Conjunto Predial

Conjunto Predial
Nuevo Bécal, Campeche, Mexico

Conjunto Predial is a company established within the Ejido (community area) Nuevo Bécal, belonging to the Municipality of Calakmul, State of Campeche in Mexico. 30 km from the municipal capital of Xpujil, it is located in the area of influence of the Calakmul biosphere reserve and has a general surface area of 52,800 hectares, making it the largest community in the region. Given its location, it serves as a link between the forest areas of Quintana Roo and Campeche, which allows the flow of species between the Yucatán Peninsula and Petén. This is an important area for resident and migratory birds. Also, it is considered a priority area for conservation and a prominent point of tropical deforestation (INEGI, 2012, Reyna et al. 2012).

As for its population, it was founded by peninsular Mayans in the 70s. Later, it was inhabited by migrants from various states of the Mexican Republic, who had dedicated themselves to livestock in their places of origin. In 2010, the population was of 393 inhabitants (203 men and 190 women). Management is carried out through a system of community organisation called Ejidal Assembly, which currently has 84 legally recognised communal land holders, 80 men and 4 women.
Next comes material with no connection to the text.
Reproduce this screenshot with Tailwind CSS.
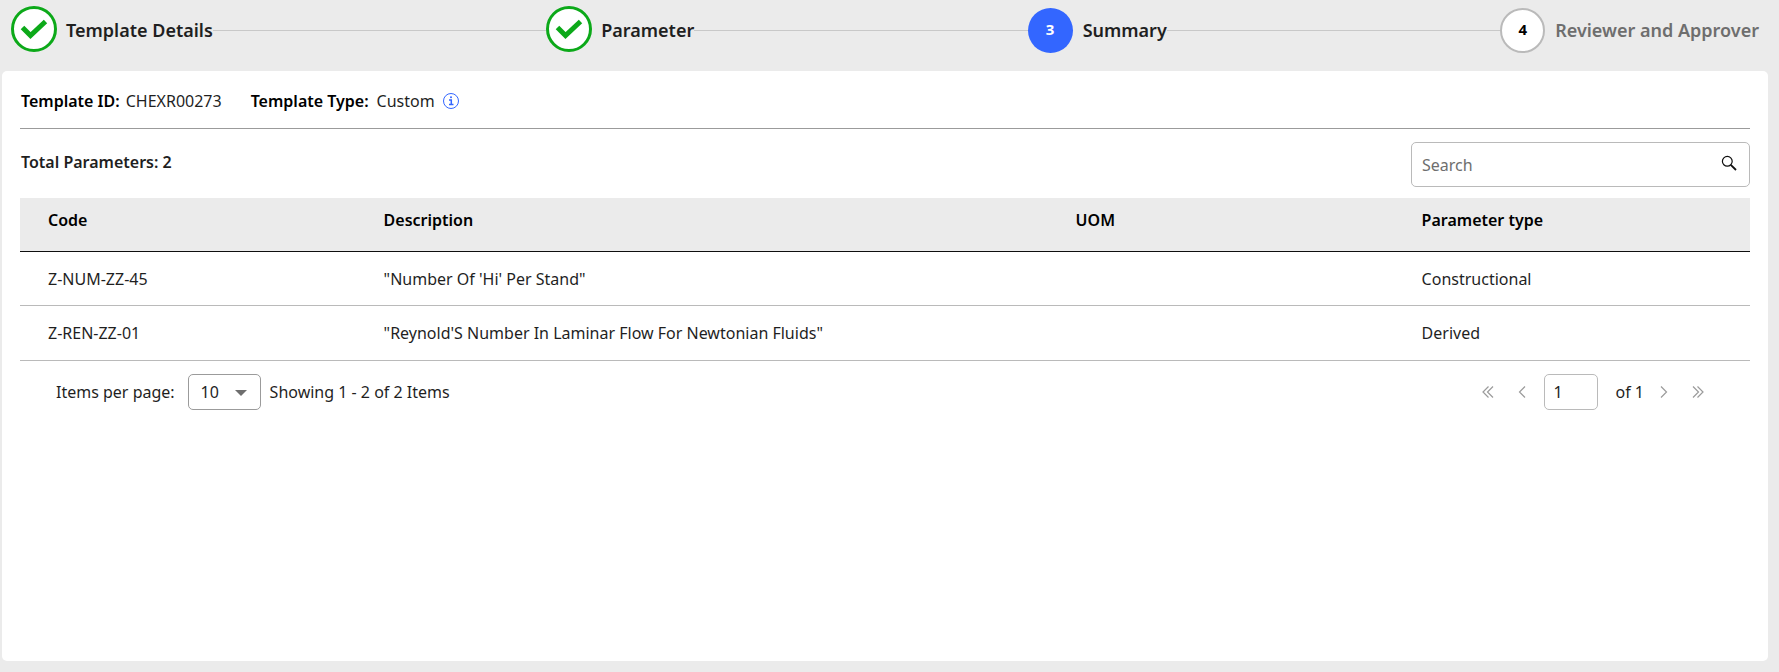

Nuevo Bécal, as a territory, is divided into two zones. The first is known as the permanent forest area, where timber and non-timber forest harvesting is carried out. The second is the parceled area, where agricultural activities are carried out.

The Nuevo Bécal communal area is FSC certified. This was obtained in 2015, for the use of timber and non-timber forest resources and ecosystem services and a national certification for germplasm. Also, they have the recognition of the ADVC for high biodiversity.

For the project established between Conjunto Predial and FCCF, sustainable management of 3,000 hectares of degraded forests is proposed with the potential to increase the area to 10,000 hectares. The management system focuses on regeneration in trees in canopy gaps. The community also has an important area of secondary forests in the initial phases of succession. These forests are integrated into long-term management for their recovery.